Grave Shadows

TRACY MCCLUNG / COURTESY

Part six of a continuing series about experiences on an archaeological dig in Poland

Last summer I was at an archaeology field school run by the Slavia Foundation in Poland. The site had both Bronze Age (IV and V Period) cremations and Early Modern (16th -18th century) coffin burials. Scraping away layers of dirt with a trowel, I was looking very closely for changes in the color of the dirt. This could reveal whether or not I had stumbled upon an Early Modern coffin burial.

Features, or items in the dirt that cause the ground to change color, were usually much lighter or much darker than the dirt around it at the site in Poland. The dirt inside the features or surrounding the features was called ‘fill’. Although I had never been on an archaeology dig before, it did not take long for the other students and I to tell when we had found features at the site. As a lot of archaeology sites do not have such clear changes in the dirt, we considered ourselves lucky.

“So some of the feature fill here [in Poland] is like kind of marbly and that’s because the sand moves differently,” said Ashley Stewart, the field osteologist. “Like for example, in Alabama, Mississippi, it’s mostly clay or like silty loam, and those dirts move differently than sand. Sand moves more fluidly and so it creates different looking features which is really cool.”

The other students and I were looking for coffin shadows, or the darker spots in the dirt that resembled a rough coffin outline. Due to the few hundred years of decomposition, the dirt above where the coffins were buried had changed color. The fill surrounding the coffins stayed the same.

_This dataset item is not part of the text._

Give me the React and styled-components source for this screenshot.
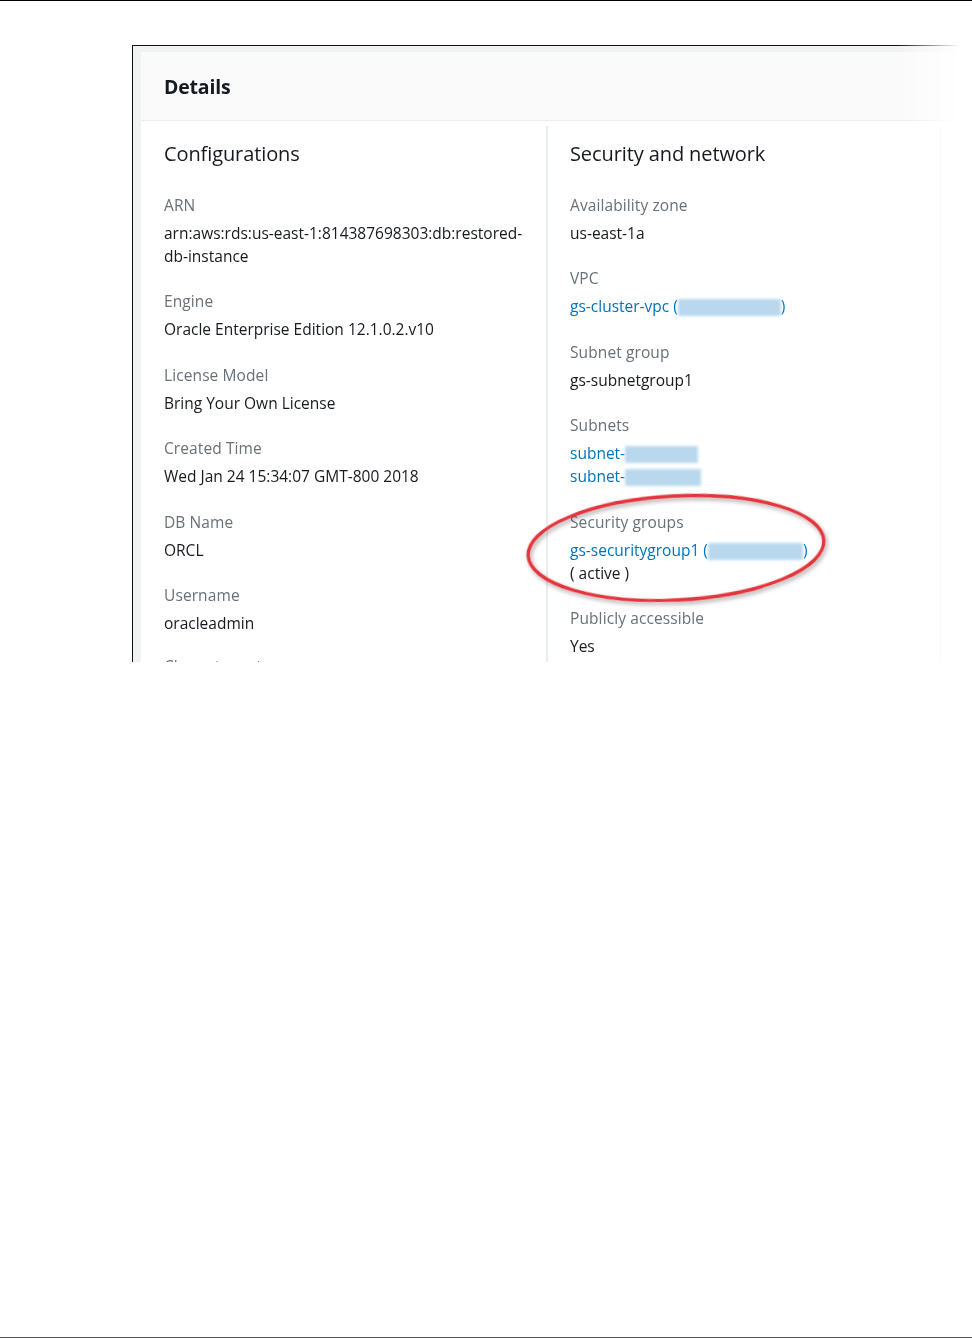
import React from "react";
import styled, { createGlobalStyle } from "styled-components";

const Global = createGlobalStyle`
  html, body { margin: 0; padding: 0; background: #fff; }
  body { font-family: "Open Sans", "Noto Sans", sans-serif; }
  * { box-sizing: border-box; }
`;

const Page = styled.div`
  height: 1339px;
  border-top: 1px solid #000;
  display: flex;
  flex-direction: column;
  padding: 44px 0 1px 132px;
`;

const BottomRule = styled.div`
  margin-top: auto;
  margin-left: -132px;
  height: 1px;
  background: #555;
`;

const Figure = styled.div`
  position: relative;
  width: 840px;
  height: 617px;
  border-top: 1px solid #111;
  border-left: 1px solid #111;
  background: #f1f2f2;
  overflow: hidden;
  -webkit-mask-image: linear-gradient(to right, #000 0, #000 765px, transparent 828px);
  mask-image: linear-gradient(to right, #000 0, #000 765px, transparent 828px);
`;

const Card = styled.div`
  margin: 6px 0 0 8px;
  background: #fff;
  height: 100%;
`;

const Header = styled.div`
  height: 69px;
  background: #fafafa;
  border-bottom: 1px solid #eaeded;
  display: flex;
  align-items: center;
  padding: 0 0 0 23px;
`;

const Title = styled.h2`
  margin: 0;
  font-size: 19.5px;
  font-weight: 700;
  color: #16191f;
  letter-spacing: -0.2px;
`;

const Body = styled.div`
  display: grid;
  grid-template-columns: 407px 393px;
  padding-top: 5px;
  height: 100%;
`;

const Column = styled.div`
  padding-left: ${(p) => p.$pad}px;
  border-right: ${(p) => p.$border};
`;

const Heading = styled.h3`
  margin: 14px 0 26px;
  font-size: 20px;
  line-height: 28px;
  font-weight: 500;
  color: #16191f;
  letter-spacing: -0.1px;
`;

const Field = styled.div`
  margin-bottom: ${(p) => (p.$tight ? 20 : 22.4)}px;
`;

const Label = styled.div`
  font-size: 15.5px;
  line-height: 22px;
  font-weight: 500;
  color: #687078;
  margin-bottom: 6px;
  letter-spacing: 0.1px;
`;

const Value = styled.div`
  font-size: 15.5px;
  line-height: 23px;
  font-weight: 500;
  color: #16191f;
  letter-spacing: 0;
`;

const Link = styled.span`
  color: #0073bb;
`;

const Redacted = styled.span`
  display: inline-block;
  width: ${(p) => p.$w}px;
  height: 17px;
  vertical-align: -4px;
  background: #b9d8ee;
  filter: blur(1.5px);
`;

const Annotation = styled.svg`
  position: absolute;
  left: 388px;
  top: 440px;
  overflow: visible;
`;

const config = [
  { label: "Engine", value: "Oracle Enterprise Edition 12.1.0.2.v10" },
  { label: "License Model", value: "Bring Your Own License" },
  { label: "Created Time", value: "Wed Jan 24 15:34:07 GMT-800 2018" },
  { label: "DB Name", value: "ORCL" },
];

export default function App() {
  return (
    <>
      <Global />
      <Page>
        <Figure>
          <Card>
            <Header>
              <Title>Details</Title>
            </Header>
            <Body>
              <Column $pad={23} $border="2px solid #eaeded">
                <Heading>Configurations</Heading>
                <Field>
                  <Label>ARN</Label>
                  <Value>arn:aws:rds:us-east-1:814387698303:db:restored-</Value>
                  <Value>db-instance</Value>
                </Field>
                {config.map((f) => (
                  <Field key={f.label}>
                    <Label>{f.label}</Label>
                    <Value>{f.value}</Value>
                  </Field>
                ))}
                <Field $tight>
                  <Label>Username</Label>
                  <Value>oracleadmin</Value>
                </Field>
                <Field>
                  <Label>Character set</Label>
                </Field>
              </Column>
              <Column $pad={22} $border="1px solid #ececec">
                <Heading>Security and network</Heading>
                <Field>
                  <Label>Availability zone</Label>
                  <Value>us-east-1a</Value>
                </Field>
                <Field>
                  <Label>VPC</Label>
                  <Value>
                    <Link>
                      gs-cluster-vpc (<Redacted $w={103} />)
                    </Link>
                  </Value>
                </Field>
                <Field>
                  <Label>Subnet group</Label>
                  <Value>gs-subnetgroup1</Value>
                </Field>
                <Field>
                  <Label>Subnets</Label>
                  <Value>
                    <Link>
                      subnet-<Redacted $w={73} />
                    </Link>
                  </Value>
                  <Value>
                    <Link>
                      subnet-<Redacted $w={76} />
                    </Link>
                  </Value>
                </Field>
                <Field>
                  <Label>Security groups</Label>
                  <Value>
                    <Link>
                      gs-securitygroup1 (<Redacted $w={95} />)
                    </Link>
                  </Value>
                  <Value>( active )</Value>
                </Field>
                <Field>
                  <Label>Publicly accessible</Label>
                  <Value>Yes</Value>
                </Field>
              </Column>
            </Body>
          </Card>
          <Annotation width="310" height="125" viewBox="0 0 310 125">
            <defs>
              <filter id="sh" x="-10%" y="-20%" width="120%" height="150%">
                <feDropShadow dx="1.5" dy="2.5" stdDeviation="2" floodColor="#000" floodOpacity="0.35" />
              </filter>
            </defs>
            <ellipse
              cx="155"
              cy="62"
              rx="148"
              ry="52"
              fill="none"
              stroke="#e3363c"
              strokeWidth="3.4"
              transform="rotate(-3 155 62)"
              filter="url(#sh)"
            />
          </Annotation>
        </Figure>
        <BottomRule />
      </Page>
    </>
  );
}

“So in Mississippi, the cemetery I dug there […] the fill is like black,” Stewart said. “It’s so, so, so dark, and then you have this lighter, typically red clay around it. But every feature in the U.S. that I’ve ever dug in my entire life has been dark. And it’s crazy because here some of the features are light in color, and it blew my mind. And I know it’s just because the dirt’s different, but like it was crazy to see. We even joked one time, like two or three years ago […] there was this weird circle in the ground, but it was light in color and every single person on that dig was like ‘I’ve never seen a feature be lighter than the ground around it’ and now I have.”

The Early Modern burials were Christian burials, as the remains were placed in coffins and laid east to west. This helped make it obvious when we had a found a coffin shadow, for only so many features have this characterization. Just a few feet under the coffin shadows would be human remains and decomposed coffin wood.

“[Right now] we have a clear outline but don’t have a burial outline,” said Alexis Henderson, a student at the archaeology field school. “The burial line is right as you’re about to hit the skeleton.”

Just as the decomposed coffin wood changed the color of the dirt, the decomposing remains do the same. The change in color due to decomposed remains is called the burial line, and this means one should be able to find the skeletal remains by scraping some dirt away with a trowel.

The first sites that Adam Szczesny, one of the archaeology instructors, worked on were rather difficult, as it took him a long time to tell the features apart. Instead of a cemetery, Szczesny had excavated city remains and a Roman War camp in Syria and Bulgaria.

“In Syria, it was really different because when I went there and our professor showed us the site, I saw nothing,” Szczesny said. “And he told us that it is a city, and I couldn’t recognize the walls from the dirt because they were so similar. After a few weeks I saw a slight difference, and it was obvious for me where the house ended, where the suburbs were. Every site is different. In Poland […] every dig is quite visible after taking the first layer of soil off.”